My adoptive parents were great parents and I'm fortunate that we still have a good relationship. However, having a good adoptive home did not erase the losses I've suffered. There is nothing that my American, middle-class upbringing could have done to erase the loss of my Korean family and culture and language. I am tired of this prevailing assumption that as long as the adoptive parents are "good" ones, the adoptee won't ever feel loss and grief. I'm really exasperated at this notion that a "well-adjusted adoptee" is one who never questions adoption loss, who never feels sadness or grief, or who never goes through an identity crisis over who s/he is and where s/he belongs. I hate that we are constantly told that we should "get over it."
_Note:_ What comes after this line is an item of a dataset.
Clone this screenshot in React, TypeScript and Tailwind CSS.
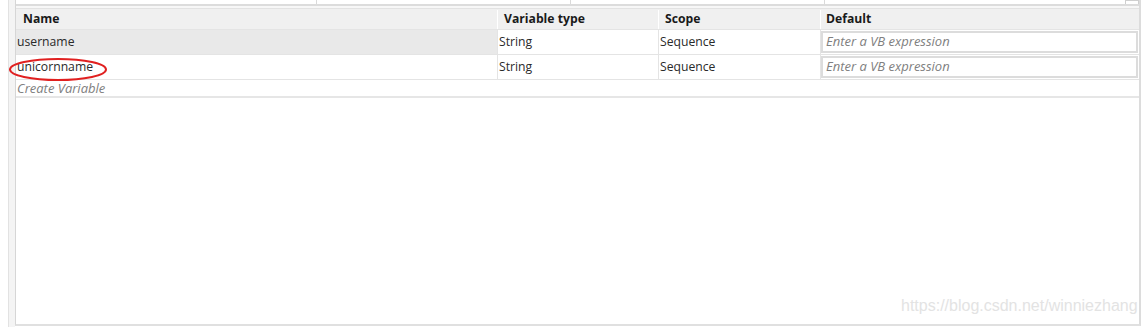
const font = { fontFamily: '"Open Sans", "Noto Sans", sans-serif' };

const rows = [
  { name: "username", type: "String", scope: "Sequence", selected: true },
  { name: "unicornname", type: "String", scope: "Sequence", selected: false },
];

function DefaultInput() {
  return (
    <div className="flex-1 h-full py-[1px] pr-[1px]">
      <div className="h-full border-2 border-[#dcdcdc] bg-white flex items-center pl-[3px] text-[13px] italic text-[#808080]">
        Enter a VB expression
      </div>
    </div>
  );
}

export default function App() {
  return (
    <div className="relative w-[1144px] h-[327px] bg-white flex overflow-hidden" style={font}>
      {/* left gutter */}
      <div className="w-[8px] shrink-0 bg-white" />
      <div className="w-[7px] shrink-0 bg-[#f4f4f4] border-l border-[#e2e2e2]" />

      {/* variables panel */}
      <div className="w-[1126px] shrink-0 flex flex-col border-l border-[#d6d6d6] border-r-2 border-r-[#dcdcdc] border-b-2 border-b-[#e0e0e0] mb-[1px]">
        {/* strip of the panel above */}
        <div className="h-[4px] flex">
          <div className="w-[301px] border-r border-[#dadada]" />
          <div className="w-[254px] border-r border-[#dadada]" />
          <div className="w-[254px] border-r border-[#dadada]" />
          <div className="flex-1" />
          <div className="w-[14px] border-x border-t border-[#cfcfcf]" />
        </div>
        <div className="h-[2px] bg-[#dcdcdc]" />
        <div className="h-[3px] bg-[#f7f7f7] border-b border-[#e2e2e2]" />

        {/* header */}
        <div className="h-[20px] flex bg-[#f0f0f0] text-[12.2px] font-bold text-[#1a1a1a] leading-none pt-[1px]">
          <div className="w-[482px] border-r border-white flex items-center pl-[7px]">Name</div>
          <div className="w-[161px] border-r border-white flex items-center pl-[6px]">Variable type</div>
          <div className="w-[162px] border-r border-white flex items-center pl-[6px]">Scope</div>
          <div className="flex-1 flex items-center pl-[5px]">Default</div>
        </div>

        {rows.map((r) => (
          <div key={r.name} className="h-[25px] flex border-t border-[#e4e4e4] text-[12.2px] text-[#2a2a2a]">
            <div
              className={`w-[482px] border-r border-[#e4e4e4] flex items-center pl-[1px] ${
                r.selected ? "bg-[#e9e9e9]" : "bg-white"
              }`}
            >
              {r.name}
            </div>
            <div className="w-[161px] border-r border-[#e4e4e4] flex items-center pl-[1px]">{r.type}</div>
            <div className="w-[162px] border-r border-[#e4e4e4] flex items-center pl-[1px]">{r.scope}</div>
            <DefaultInput />
          </div>
        ))}

        <div className="h-[16px] border-t border-[#e4e4e4] border-b-2 border-b-[#e6e6e6] flex items-center pl-[1px] text-[13px] italic text-[#808080] leading-none box-content">
          Create Variable
        </div>

        <div className="flex-1 bg-white" />
      </div>

      {/* hand-drawn annotation around the new variable */}
      <svg className="absolute left-[8px] top-[57px]" width="102" height="26" viewBox="0 0 102 26">
        <ellipse cx="50" cy="12.5" rx="48" ry="10.5" fill="none" stroke="#e02020" strokeWidth="2" />
      </svg>

      {/* watermark */}
      <div
        className="absolute left-[901px] top-[298px] text-[16px] text-[#e3e3e3] leading-none"
        style={{ fontFamily: '"Liberation Sans", Arial, sans-serif' }}
      >
        https://blog.csdn.net/winniezhang
      </div>
    </div>
  );
}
I'm not going to defend adoption – in any manner, shape, or form – today. I'm not going to add a caveat that "it's better than an orphanage" or "it's better than lingering in foster care." I'm not going to be "balanced" in my analysis. Because this isn't an analysis. This is about feelings. Which I, and every other adoptee, is allowed to have, without justification and without a parenthetical about how of course we love our adoptive parents. I'm not going to accept comments on this post either, because this isn't about anyone else but how I'm feeling right now, right here, and I don't want advice on how to "get over it" or suggestions that I get therapy or any of the things that we adoptees are often told.
Recently I heard one adoption "expert" (not an adoptee, of course) state that despite the losses involved in adoption, as an institutional child welfare practice, "adoption is still the best intervention we have for children who are parentless." Every generation of adoptive parents think they're doing a better job
than the ones before, and some are downright glib and smug about
it. Get over it. As an "intervention" adoption gave me a home and a family but it did not "cure" the losses that caused me to be in need of a home and a family. Adoption is not a cure, it's a treatment that – if the adoptee is lucky and it's done well – potentially helps makes the sorrow manageable.